The amount of money the county spent with those firms rose by 28 percent from 2000 to 2004. And the total dollars the county has made available for those businesses to make bids on rose by 42 percent over that same time frame.

“We have shown steady progress,” said Jon Denhof, purchasing director for the county.

There were 128 companies owned by minorities and women registered with the program in its first year. In 2004, that number jumped to 293, an increase of 129 percent. In 2000, the county spent $1.41 million with firms led by minorities and women. In 2004, that figure went to $1.82 million, an increase of more than 28 percent. (See related chart.)

During the program’s initial year, Kent County identified nearly $5.95 million that could be spent with those firms over a dozen vendor categories. In 2004, that recognized dollar amount reached $8.42 million, an increase of 42 percent.

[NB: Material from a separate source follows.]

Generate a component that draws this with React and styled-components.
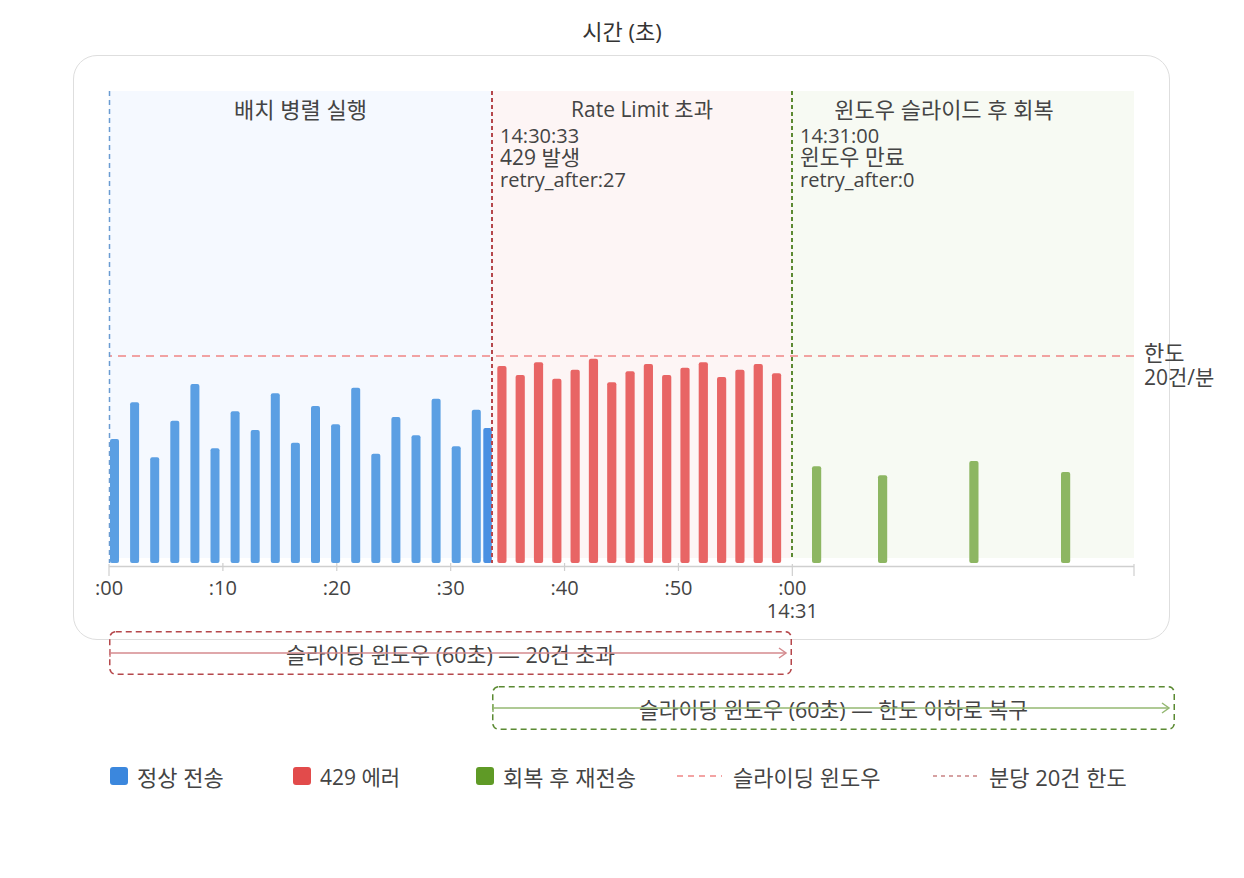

Denhof credited the program’s growth to the outreach effort the county enacted in 2002, the year the number of businesses registered with the program climbed by 87 percent. That result came from a six-point plan to get the word out that the county was looking for more minority- and women-owned firms to register with the program and to bid on purchases the county makes each year.

Key to that plan was the county joining the Michigan Minority Business Development Council, which certifies and classifies minority businesses locally and alerts the county when a new company opens its doors.

Two other factors also helped the program grow. One was Kent’s charter membership in the Regional Alliance for Diversity in Public Purchasing, whose mission is to enhance opportunities for minorities, women and the disabled. Another was the county creating marketing materials that explained to firms how they could do business with the county.

Because the program “did not meet expectations” in 2003, Denhof said the purchasing department drew up five new initiatives that raised the amount of dollars that could be spent with MWBE companies in 2004. In 2003, $6.6 million was available. In 2004, $8.4 million was in the pot — a 27 percent hike.

The county spent $1.82 million with businesses owned by minorities and women in 2004, up by 72 percent from the $1.05 million spent in 2003. A good portion of that increase came from two construction projects that awarded five contracts to minority subcontracting firms.

“We’re working with major contractors and we asked them to use minority contractors. We try to be more diligent about that,” said Denhof.

Denhof said a constant challenge the county faces in making awards to these firms is some are so tiny that owners can’t afford the liability bond needed for a project. To counter that problem, Denhof said the county tries to make contracts small enough so a bond isn’t required.

Denhof also gave credit for the program’s growth to commissioners who increased the county’s advertising budget, even though the general fund faced a deficit. He said those ad dollars were targeted to reach companies owned by minorities and women.